以下の比較表で、それぞれのビザの役割の違いを明確にしましょう。
主要な就労ビザの比較
| 項目 | 経営・管理 | 技術・人文知識・国際業務 | 高度専門職(経営・管理活動) |
| 主な活動内容 | 会社の経営・管理。事業の意思決定を行う。 | 会社との契約に基づき、専門的な知識や技術を活かした業務に従事する(エンジニア、通訳、マーケターなど)。 | 経営・管理活動のうち、ポイント制で高く評価される高度な活動。 |
| 求められる立場 | 経営者・管理者(雇う側) | 従業員(雇われる側) | 高度な経営者・管理者 |
| 資本金要件 | 原則3000万円以上かつ最低1名の日本人等スタッフの常勤雇用)。 | なし | 経営管理ビザの要件を満たす必要がある。 |
| 学歴・職歴要件 | 経営・管理または申請事業分野に関する修士号・博士号・専門職学位を取得していること、又は事業の経営や管理について3年以上の実務経験があること | 原則、関連分野の大学卒業または10年以上の実務経験が必要。 | ポイント計算の重要項目であり、高学歴・高年収・長い職歴が有利。 |
| 家族の就労 | 配偶者は「家族滞在」ビザで、原則週28時間以内の就労に制限される。 | 同上 | 一定の条件下で、配偶者のフルタイム就労が可能。 |
| 永住権への道 | 原則として日本に10年以上在留が必要。 | 原則として日本に10年以上在留が必要。 | ポイントに応じて、最短1年または3年の在留で永住申請が可能になる優遇措置がある。 |
この表からわかる最も根本的な違いは、「経営・管理」ビザが「雇う側(経営者)」のためのビザであるのに対し、「技術・人文知識・国際業務」ビザは「雇われる側(従業員)」のためのビザであるという点です。(※詳しくは『在留資格「技術・人文知識・国際業務ビザ」をわかりやすく説明します』をご参照下さい)

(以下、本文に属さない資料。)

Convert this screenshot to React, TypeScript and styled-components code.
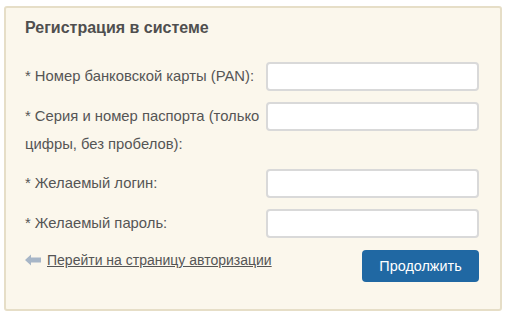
import { createGlobalStyle } from "styled-components";
import styled from "styled-components";

const GlobalStyle = createGlobalStyle`
  body {
    margin: 0;
    background: #ffffff;
    font-family: "Liberation Sans", Arial, sans-serif;
  }
`;

const Panel = styled.div`
  box-sizing: border-box;
  width: 498px;
  height: 305px;
  margin: 6px 0 0 4px;
  padding: 10px 21px 0 19px;
  background: #fbf7ec;
  border: 2px solid #e6dec7;
  border-radius: 3px;
  color: #555555;
`;

const Title = styled.h2`
  margin: 0 0 24px;
  font-size: 16px;
  font-weight: bold;
  line-height: 20px;
  color: #4f4f4f;
`;

const Form = styled.div`
  display: grid;
  grid-template-columns: 241px 213px;
  row-gap: 11px;
`;

const Label = styled.label`
  font-size: 14.8px;
  line-height: 28px;
  color: #555555;
`;

const Input = styled.input`
  box-sizing: border-box;
  width: 213px;
  height: 29px;
  border: 2px solid #d9d9d9;
  border-radius: 4px;
  background: #ffffff;
  outline: none;
`;

const Footer = styled.div`
  display: flex;
  justify-content: space-between;
  align-items: flex-start;
  margin-top: 12px;
`;

const BackLink = styled.a`
  display: flex;
  align-items: center;
  gap: 6px;
  margin-top: 1px;
  font-size: 14px;
  line-height: 18px;
  color: #555555;
  text-decoration: underline;
  cursor: pointer;
`;

const Submit = styled.button`
  box-sizing: border-box;
  width: 117px;
  height: 32px;
  border: none;
  border-radius: 4px;
  background: #2068a3;
  color: #ffffff;
  font-family: "Liberation Sans", Arial, sans-serif;
  font-size: 14.4px;
`;

const ArrowIcon = () => (
  <svg width="16" height="12" viewBox="0 0 16 12">
    <path d="M0 6 L6 0.5 L6 3.5 L16 3.5 L16 8.5 L6 8.5 L6 11.5 Z" fill="#a7b6c7" />
  </svg>
);

const fields = [
  "* Номер банковской карты (PAN):",
  "* Серия и номер паспорта (только цифры, без пробелов):",
  "* Желаемый логин:",
  "* Желаемый пароль:",
];

export default function App() {
  return (
    <>
      <GlobalStyle />
      <Panel>
        <Title>Регистрация в системе</Title>
        <Form>
          {fields.map((f) => (
            <>
              <Label key={f + "l"}>{f}</Label>
              <Input key={f + "i"} type={f.includes("пароль") ? "password" : "text"} />
            </>
          ))}
        </Form>
        <Footer>
          <BackLink>
            <ArrowIcon />
            Перейти на страницу авторизации
          </BackLink>
          <Submit>Продолжить</Submit>
        </Footer>
      </Panel>
    </>
  );
}
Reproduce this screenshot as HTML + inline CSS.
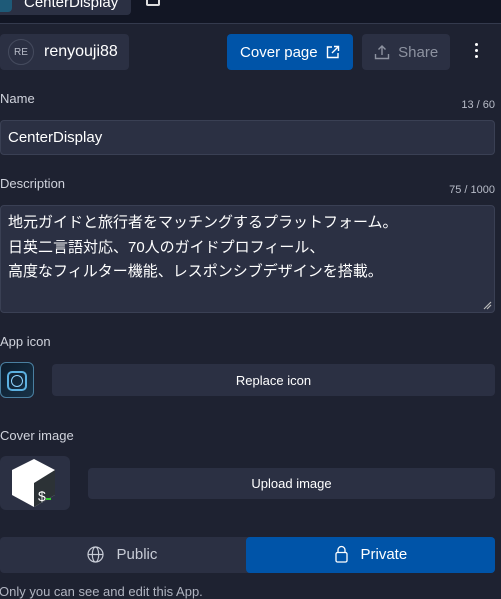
<!DOCTYPE html>
<html><head><meta charset="utf-8"><style>
*{box-sizing:border-box;margin:0;padding:0}
body{width:501px;height:599px;overflow:hidden;background:#1e2231;font-family:"Liberation Sans","Noto Sans CJK JP",sans-serif;color:#e6e8ee;position:relative}
.a{position:absolute}
.top{left:0;top:0;width:501px;height:24px;background:#121624;border-bottom:1px solid #343a4d}
.lbl{font-size:13px;color:#d0d3dc}
.cnt{font-size:11px;color:#b8bcc8;right:6px}
.inp{background:#2b3043;border:1px solid #3a4054;border-radius:4px}
.btn{background:#2b3043;border-radius:4px;font-size:13px;color:#fff;display:flex;align-items:center;justify-content:center}
</style></head><body>
<div class="a top"></div>
<div class="a" style="left:-4px;top:-10px;width:135px;height:25px;background:#2b3043;border-radius:4px"></div>
<div class="a" style="left:-4px;top:-8px;width:16px;height:20px;border-radius:4px;background:#1e5a78"></div>
<div class="a" style="left:24px;top:-6px;font-size:15px;color:#fff">CenterDisplay</div>
<div class="a" style="left:146px;top:-4px;width:14px;height:10px;border:2px solid #ddd;border-top:none;border-radius:2px"></div>

<div class="a" style="left:0;top:34px;width:129px;height:36px;background:#2b3043;border-radius:4px"></div>
<div class="a" style="left:8px;top:39px;width:26px;height:26px;border:1px solid #454b5e;border-radius:50%;font-size:10px;color:#b8bcc8;display:flex;align-items:center;justify-content:center">RE</div>
<div class="a" style="left:44px;top:43px;font-size:16px;color:#fff">renyouji88</div>

<div class="a btn" style="left:227px;top:34px;width:126px;height:36px;background:#0054a8;font-size:15px">Cover page&nbsp;&nbsp;<svg width="14" height="14" viewBox="0 0 14 14" fill="none" stroke="#fff" stroke-width="1.4"><path d="M6 2H1.5v10.5H12V8M8 1.5h4.5V6M12.5 1.5 6 8"/></svg></div>
<div class="a btn" style="left:362px;top:34px;width:88px;height:36px;font-size:15px;color:#8d92a0"><svg width="16" height="16" viewBox="0 0 16 16" fill="none" stroke="#8d92a0" stroke-width="1.4"><path d="M8 11V2M4.5 5.5 8 2l3.5 3.5M1.5 10v4.5h13V10"/></svg>&nbsp;&nbsp;Share</div>
<div class="a" style="left:475px;top:43px;width:3px;height:3px;background:#fff;border-radius:50%;box-shadow:0 6px 0 #fff,0 12px 0 #fff"></div>

<div class="a lbl" style="left:0;top:91px">Name</div>
<div class="a cnt" style="top:99px">13 / 60</div>
<div class="a inp" style="left:0;top:120px;width:495px;height:35px"></div>
<div class="a" style="left:8px;top:129px;font-size:15px;color:#fff">CenterDisplay</div>

<div class="a lbl" style="left:0;top:176px">Description</div>
<div class="a cnt" style="top:184px">75 / 1000</div>
<div class="a inp" style="left:0;top:205px;width:495px;height:108px"></div>
<div class="a" style="left:8px;top:211px;font-size:15px;line-height:24.5px;color:#fff">地元ガイドと旅行者をマッチングするプラットフォーム。<br>日英二言語対応、70人のガイドプロフィール、<br>高度なフィルター機能、レスポンシブデザインを搭載。</div>
<svg class="a" style="left:482px;top:300px" width="10" height="10"><path d="M2 9 9 2M5 9 9 5" stroke="#bbb" stroke-width="1.2"/></svg>

<div class="a lbl" style="left:0;top:334px">App icon</div>
<div class="a" style="left:0;top:362px;width:34px;height:36px;border-radius:6px;background:linear-gradient(135deg,#0d1c2c,#173247);border:1px solid #4a7fa0"></div>
<div class="a" style="left:7px;top:371px;width:20px;height:20px;border:2px solid #5bb0e0;border-radius:5px"></div>
<div class="a" style="left:11px;top:375px;width:12px;height:12px;border:1.5px solid #8fd4ff;border-radius:50%"></div>
<div class="a btn" style="left:52px;top:364px;width:443px;height:32px">Replace icon</div>

<div class="a lbl" style="left:0;top:428px">Cover image</div>
<div class="a" style="left:0;top:456px;width:70px;height:54px;background:#2b3043;border-radius:6px"></div>
<svg class="a" style="left:8px;top:457px" width="52" height="52" viewBox="0 0 52 52"><path d="M26 2 47 13v25L26 50 4 38V13z" fill="#fff"/><path d="M26 26 47 13v25L26 50z" fill="#2c3236"/><text x="30" y="44" font-size="14" fill="#fff" font-family="Liberation Sans">$</text><path d="M38 42h5" stroke="#3c3" stroke-width="2"/></svg>
<div class="a btn" style="left:88px;top:468px;width:407px;height:31px">Upload image</div>

<div class="a" style="left:0;top:537px;width:495px;height:36px;background:#2b3043;border-radius:4px"></div>
<div class="a" style="left:87px;top:546px;display:flex;align-items:center;font-size:15px;color:#c8ccd6"><svg width="17" height="17" viewBox="0 0 17 17" fill="none" stroke="#c8ccd6" stroke-width="1.2"><circle cx="8.5" cy="8.5" r="7.5"/><ellipse cx="8.5" cy="8.5" rx="3.2" ry="7.5"/><path d="M1 8.5h15"/></svg>&nbsp;&nbsp;&nbsp;Public</div>
<div class="a" style="left:246px;top:537px;width:249px;height:36px;background:#0054a8;border-radius:4px"></div>
<div class="a" style="left:335px;top:545px;display:flex;align-items:center;font-size:15px;color:#fff"><svg width="13" height="18" viewBox="0 0 13 18" fill="none" stroke="#fff" stroke-width="1.3"><rect x="1" y="7.5" width="11" height="9.5" rx="1.5"/><path d="M3 7.5V5a3.5 3.5 0 0 1 7 0v2.5"/></svg>&nbsp;&nbsp;&nbsp;Private</div>
<div class="a" style="left:-1px;top:584px;font-size:13px;color:#b0b4c0">Only you can see and edit this App.</div>
</body></html>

この立場の違いが、全ての要件の違いに繋がっています。
「経営者」は、事業を立ち上げ、雇用を生み出す責任があるため、事業そのものの健全性(資本金、事業所、事業計画)が問われます。
一方、「従業員」は、特定の業務を遂行する能力があることを証明する必要があるため、個人のスキル(学歴、職歴)が問われるのです。
そして「高度専門職」ビザは、これらの活動を行う人々の中でも、特に優秀な人材(高度人材)を日本に誘致するための、いわば「VIPパス」です。
経営管理ビザの要件を満たした上で、さらに学歴、職歴、年収などで算出されるポイントが一定基準(70点以上)に達した場合に取得でき、永住権申請期間の短縮など、様々な優遇措置が受けられます。(※詳しくは『在留資格「高度専門職」|高度専門職を分かりやすくご説明します』をご参照下さい)
あなたが会社の方向性を決め、事業のリスクを負い、従業員を率いていく立場を目指すのであれば、選ぶべき在留資格は「経営・管理」ビザです。
まとめ

いかがでしたでしょうか。
会社の設立や事業計画など、お金もかかるし作業も多くて大変だと思われた方もいらっしゃるのではないでしょうか。
経営管理ビザは他の在留資格の中でも難易度が高いと言われています。
しかし、きちんと実現性のある事業計画を建てて、安定して継続可能な事業を始めるということが伝えられる申請が出来れば、在留資格は付与されます。
特に以下の3点には注意が必要です。
- 信頼性のある事業計画: あなたの情熱とビジネスモデルを、具体的かつ論理的な言葉で語ること。
- 実体のある事業所: あなたのビジネスが根を張る、確固たる拠点を確保すること。
- 明確な事業資金: あなたの覚悟と事業の体力を、クリーンなお金の流れで証明すること。
これらの要件の一つ一つは、出入国在留管理庁があなたという経営者候補の「信頼性」と「本気度」を測るためのものです。
この記事が、経営管理ビザの取得を検討されている方への参考になりましたら幸いです。